Exercise aim → Scan each line of the records for the word "styles" and extract the ones that have it.

##### Material for this task #####

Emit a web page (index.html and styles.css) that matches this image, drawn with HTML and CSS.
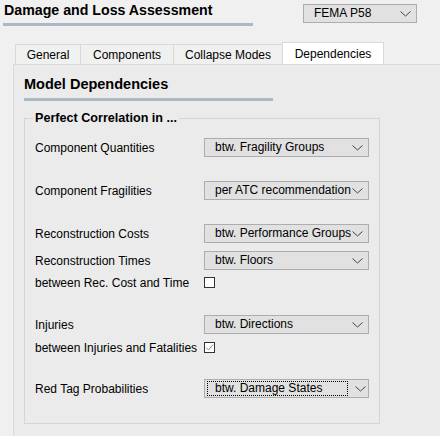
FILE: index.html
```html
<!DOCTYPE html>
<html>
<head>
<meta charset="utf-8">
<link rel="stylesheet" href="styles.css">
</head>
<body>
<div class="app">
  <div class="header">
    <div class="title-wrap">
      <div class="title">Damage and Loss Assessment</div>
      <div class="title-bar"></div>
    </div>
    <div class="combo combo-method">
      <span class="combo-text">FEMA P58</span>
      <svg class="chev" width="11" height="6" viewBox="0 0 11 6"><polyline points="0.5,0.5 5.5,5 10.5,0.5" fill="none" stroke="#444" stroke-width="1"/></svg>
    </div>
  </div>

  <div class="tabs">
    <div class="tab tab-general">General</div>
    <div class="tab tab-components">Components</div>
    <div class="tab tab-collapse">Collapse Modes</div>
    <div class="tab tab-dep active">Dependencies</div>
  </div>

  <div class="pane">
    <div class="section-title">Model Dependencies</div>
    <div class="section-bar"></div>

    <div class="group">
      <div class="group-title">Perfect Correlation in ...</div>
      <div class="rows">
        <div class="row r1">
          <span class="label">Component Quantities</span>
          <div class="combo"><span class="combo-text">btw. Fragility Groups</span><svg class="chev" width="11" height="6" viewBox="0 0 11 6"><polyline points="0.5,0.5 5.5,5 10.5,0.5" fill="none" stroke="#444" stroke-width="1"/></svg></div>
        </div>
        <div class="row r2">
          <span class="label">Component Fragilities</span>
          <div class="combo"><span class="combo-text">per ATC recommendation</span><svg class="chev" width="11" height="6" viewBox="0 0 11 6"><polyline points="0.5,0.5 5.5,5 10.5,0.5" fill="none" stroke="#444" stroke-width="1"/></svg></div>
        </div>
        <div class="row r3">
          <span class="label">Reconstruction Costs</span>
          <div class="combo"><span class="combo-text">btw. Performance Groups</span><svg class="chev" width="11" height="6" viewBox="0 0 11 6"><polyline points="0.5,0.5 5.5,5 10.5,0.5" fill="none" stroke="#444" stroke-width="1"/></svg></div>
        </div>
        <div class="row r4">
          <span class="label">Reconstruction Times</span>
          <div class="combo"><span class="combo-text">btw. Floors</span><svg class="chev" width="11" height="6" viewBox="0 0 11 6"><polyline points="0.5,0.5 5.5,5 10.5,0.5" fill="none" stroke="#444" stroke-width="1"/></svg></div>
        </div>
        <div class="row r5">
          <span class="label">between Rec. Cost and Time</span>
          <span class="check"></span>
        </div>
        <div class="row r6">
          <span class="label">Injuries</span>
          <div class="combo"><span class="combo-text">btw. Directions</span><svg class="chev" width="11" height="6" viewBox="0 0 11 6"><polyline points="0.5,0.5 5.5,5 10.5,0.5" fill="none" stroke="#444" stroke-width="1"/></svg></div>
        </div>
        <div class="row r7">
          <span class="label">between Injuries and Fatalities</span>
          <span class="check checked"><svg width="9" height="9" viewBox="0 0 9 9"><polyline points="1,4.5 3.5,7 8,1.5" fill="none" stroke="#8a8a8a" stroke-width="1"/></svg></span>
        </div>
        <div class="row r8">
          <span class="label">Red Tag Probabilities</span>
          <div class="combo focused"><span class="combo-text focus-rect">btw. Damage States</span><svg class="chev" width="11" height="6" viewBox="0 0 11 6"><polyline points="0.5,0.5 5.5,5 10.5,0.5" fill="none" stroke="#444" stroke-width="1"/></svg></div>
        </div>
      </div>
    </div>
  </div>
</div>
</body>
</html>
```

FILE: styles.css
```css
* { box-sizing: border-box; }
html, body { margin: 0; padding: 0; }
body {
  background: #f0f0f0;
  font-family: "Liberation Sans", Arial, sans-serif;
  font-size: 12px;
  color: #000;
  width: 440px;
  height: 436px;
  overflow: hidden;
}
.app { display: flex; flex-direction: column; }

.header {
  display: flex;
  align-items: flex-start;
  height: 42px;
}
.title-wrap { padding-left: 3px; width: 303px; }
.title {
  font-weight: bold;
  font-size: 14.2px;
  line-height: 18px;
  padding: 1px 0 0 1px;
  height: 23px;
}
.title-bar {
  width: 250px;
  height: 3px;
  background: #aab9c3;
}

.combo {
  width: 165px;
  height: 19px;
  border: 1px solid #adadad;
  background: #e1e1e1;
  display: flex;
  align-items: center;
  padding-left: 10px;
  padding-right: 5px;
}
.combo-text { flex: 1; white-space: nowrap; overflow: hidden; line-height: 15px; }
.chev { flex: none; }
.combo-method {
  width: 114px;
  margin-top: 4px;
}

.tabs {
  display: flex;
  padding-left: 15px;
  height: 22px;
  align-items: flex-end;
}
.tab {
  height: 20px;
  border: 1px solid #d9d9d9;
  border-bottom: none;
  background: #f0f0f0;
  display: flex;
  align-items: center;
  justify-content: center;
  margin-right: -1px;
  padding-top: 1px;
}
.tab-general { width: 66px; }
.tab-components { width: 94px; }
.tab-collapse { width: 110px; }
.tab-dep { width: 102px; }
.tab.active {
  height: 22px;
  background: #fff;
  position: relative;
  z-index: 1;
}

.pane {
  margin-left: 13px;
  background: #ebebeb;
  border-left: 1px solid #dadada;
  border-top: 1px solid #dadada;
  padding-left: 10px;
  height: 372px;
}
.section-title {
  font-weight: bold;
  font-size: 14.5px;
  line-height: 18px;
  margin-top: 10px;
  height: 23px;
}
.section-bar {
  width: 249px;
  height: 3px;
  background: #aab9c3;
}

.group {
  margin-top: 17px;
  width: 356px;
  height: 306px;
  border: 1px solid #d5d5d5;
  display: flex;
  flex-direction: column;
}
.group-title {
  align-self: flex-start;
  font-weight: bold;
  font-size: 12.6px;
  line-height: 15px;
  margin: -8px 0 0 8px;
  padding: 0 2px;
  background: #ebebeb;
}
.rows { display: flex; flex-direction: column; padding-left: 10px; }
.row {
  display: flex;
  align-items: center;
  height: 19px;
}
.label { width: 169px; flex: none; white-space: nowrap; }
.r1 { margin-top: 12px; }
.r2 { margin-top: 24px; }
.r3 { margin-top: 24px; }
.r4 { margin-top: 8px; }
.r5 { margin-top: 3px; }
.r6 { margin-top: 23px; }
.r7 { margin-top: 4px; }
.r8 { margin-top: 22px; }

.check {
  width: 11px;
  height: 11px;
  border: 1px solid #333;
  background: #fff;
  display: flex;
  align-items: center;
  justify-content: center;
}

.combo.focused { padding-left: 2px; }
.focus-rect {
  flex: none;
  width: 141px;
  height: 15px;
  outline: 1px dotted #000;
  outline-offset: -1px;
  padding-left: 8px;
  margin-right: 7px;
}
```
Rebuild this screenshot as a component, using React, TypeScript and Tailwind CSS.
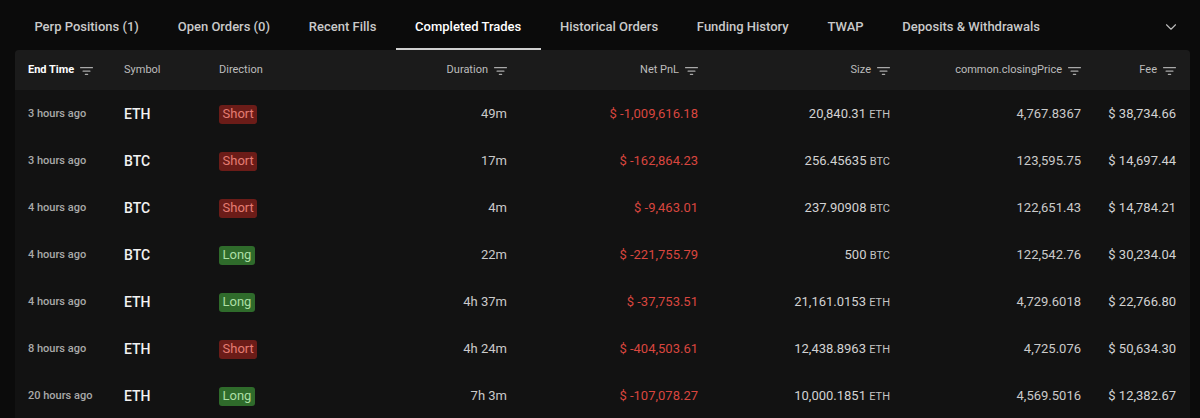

#####

Response to the exercise →
Emit a web page (index.html and styles.css) that matches this image, drawn with HTML and CSS.
<link rel="stylesheet" href="styles.css">
FILE: styles.css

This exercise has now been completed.